2) In the absence of an afterlife, if you die all your memories get permanently deleted shortly after, and you have no further access to anything influenced by your past experiences including yourself. Therefore, death robs you of your past, present, and future making it as if you had never lived. Obviously other people will remember you for a while, but you will have no awareness of that because you will simply not exist.

Therefore, no matter what you do, it will get cancelled out completely. The way around it is to make a superhuman effort at doing the not-literally-prohibited-by-physics-as-far-as-we-know kind of impossible by working to make cryonics, anti-aging, uploading, or AI (which presumably will then do one of the preceding three for you) possible. But perhaps at an even deeper level our idea of what it is these courses of action are attempting to preserve is itself self-contradictory.

Does that necessarily discredit these courses of action?

Comment author: gjm 26 September 2013 01:38:27PM 6 points [-]

If your memory of an experience is erased [...] then the experience might as well have not happened.

Why? If I have to choose between "happy for an hour, then memory-wiped" and "miserable for an hour, then memory-wiped" I unhesitatingly choose the former. Why should the fact that I won't remember it mean that there's no difference at all between the two? One of them involves someone being happy for an hour and the other someone being miserable for an hour.

death robs you of your past, present, and future making it as if you had never lived.

How so? Obviously my experience 100 years from now (i.e., no experience since I will most likely be very dead) will be the same as if I had never lived. But why on earth should what I care about now be determined by what I will be experiencing in 100 years?
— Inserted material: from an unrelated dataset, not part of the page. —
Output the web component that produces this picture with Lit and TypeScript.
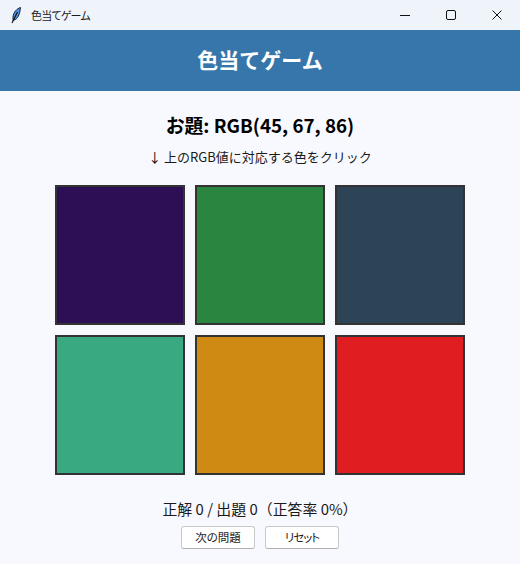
import { LitElement, html, css } from "lit";
import { customElement } from "lit/decorators.js";

const swatches = ["#2d0f55", "#2a8540", "#2d4356", "#38a981", "#ce8a12", "#e01e22"];

@customElement("app-root")
export class AppRoot extends LitElement {
  static styles = css`
    :host {
      display: flex;
      flex-direction: column;
      width: 520px;
      height: 564px;
      overflow: hidden;
      background: #f8f9ff;
      font-family: "Noto Sans CJK JP", "Noto Sans", sans-serif;
      color: #111;
    }
    .titlebar {
      height: 30px;
      flex: none;
      background: #eff4fb;
      display: flex;
      align-items: center;
    }
    .feather { margin-left: 9px; width: 14px; height: 18px; }
    .wintitle {
      margin-left: 8px;
      font-size: 11px;
      color: #1a1a1a;
      flex: 1;
      font-feature-settings: "palt";
      letter-spacing: -0.8px;
    }
    .ctl { width: 46px; height: 30px; display: flex; align-items: center; justify-content: center; }
    .ctl svg { width: 12px; height: 12px; }
    .header {
      height: 61px;
      flex: none;
      background: #3776ab;
      color: #fff;
      font-size: 21px;
      font-weight: 700;
      line-height: 58px;
      text-align: center;
    }
    .body {
      flex: 1;
      display: flex;
      flex-direction: column;
      align-items: center;
    }
    .q { margin-top: 20px; font-size: 18.800px; font-weight: 700; line-height: 28px; color: #000; }
    .hint { margin-top: 8px; font-size: 13px; line-height: 20px; color: #1a1a1a; }
    .arrow { color: #000; }
    .grid {
      margin-top: 18px;
      display: grid;
      grid-template-columns: repeat(3, 130px);
      grid-auto-rows: 140px;
      gap: 10px;
    }
    .sw { box-sizing: border-box; border: 2px solid #333; }
    .score { margin-top: 23px; font-size: 14.900px; line-height: 22px; color: #1a1a1a; }
    .btns { margin-top: 6px; display: flex; gap: 10px; }
    button {
      box-sizing: border-box;
      width: 74px;
      height: 23px;
      padding: 0;
      font: inherit;
      font-size: 11.500px;
      line-height: 1;
      font-feature-settings: "palt";
      color: #1a1a1a;
      background: #fff;
      border: 1px solid #c9c9c9;
      border-bottom-color: #b0b0b0;
      border-radius: 3px;
    }
    button.tight { letter-spacing: -1px; }
  `;

  render() {
    return html`
      <div class="titlebar">
        <svg class="feather" viewBox="0 0 14 18">
          <path d="M11.500 1.500C8 2.500 4.500 6 4 11L4 14.500L6.500 13.500C9.500 11.500 11 7 11.500 1.500Z" fill="#4f8fe0" stroke="#15233c" stroke-width="1"/>
          <path d="M8.500 6L3 17" stroke="#111" stroke-width="1.100" fill="none"/>
        </svg>
        <span class="wintitle">色当てゲーム</span>
        <div class="ctl"><svg viewBox="0 0 12 12"><path d="M1 6.500H11" stroke="#111" stroke-width="1"/></svg></div>
        <div class="ctl"><svg viewBox="0 0 12 12"><rect x="1.500" y="1.500" width="9" height="9" rx="1.500" fill="none" stroke="#111" stroke-width="1"/></svg></div>
        <div class="ctl"><svg viewBox="0 0 12 12"><path d="M1.500 1.500L10.500 10.500M10.500 1.500L1.500 10.500" stroke="#111" stroke-width="1"/></svg></div>
      </div>
      <div class="header">色当てゲーム</div>
      <div class="body">
        <div class="q">お題: RGB(45, 67, 86)</div>
        <div class="hint"><span class="arrow">↓</span> 上のRGB値に対応する色をクリック</div>
        <div class="grid">
          ${swatches.map((c) => html`<div class="sw" style="background:${c}"></div>`)}
        </div>
        <div class="score">正解 0 / 出題 0（正答率 0%）</div>
        <div class="btns">
          <button>次の問題</button>
          <button class="tight">リセット</button>
        </div>
      </div>
    `;
  }
}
I don't understand this argument when I hear it from religious apologists ("Without our god everything is meaningless, because infinitely many years from now you will no longer exist! You need to derive all the meaning in your life from the whims of an alien superbeing!") and I don't understand it here either.

Comment author: Viliam_Bur 27 September 2013 08:21:05AM *  2 points [-]

If you know you will be memory-wiped after an hour, it does not make sense to make long-term plans. For example, you can read a book you enjoy, if you value the feeling. But if you read a scientific book, I think the pleasure from learning would be somewhat spoiled by knowing that you are going to forget this all soon. The learning would mostly become a lost purpose, unless you can use the learned knowledge within the hour.

Knowing that you are unlikely to be alive after 100 years prevents you from making some plans which would be meaningful in a parallel universe where you are likely to live 1000 years. Some of those plans are good according to the values you have now, but are outside of your reach. Thus future death does not make life completely meaningless, but it ruins some value even now.

Comment author: gjm 27 September 2013 10:00:20AM 2 points [-]

I do agree that there are things you might think you want that don't really make sense given that in a few hundred years you're likely to be long dead and your influence on the world is likely to be lost in the noise.

But that's a long way from saying -- as bokov seems to be -- that this invalidates "everything on which we base our long-term plans".

I wouldn't spend the next hour reading a scientific book if I knew that at the end my brain would be reset to its prior state. But I will happily spend time reading a scientific book if, e.g., it will make my life more interesting for the next few years, or lead to higher income which I can use to retire earlier, buy nicer things, or give to charity, even if all those benefits take place only over (say) the next 20 years.

Perhaps I'm unusual, or perhaps I'm fooling myself, but it doesn't seem to me as if my long-term plans, or anyone else's, are predicated on living for ever or having influence that lasts for hundreds of years.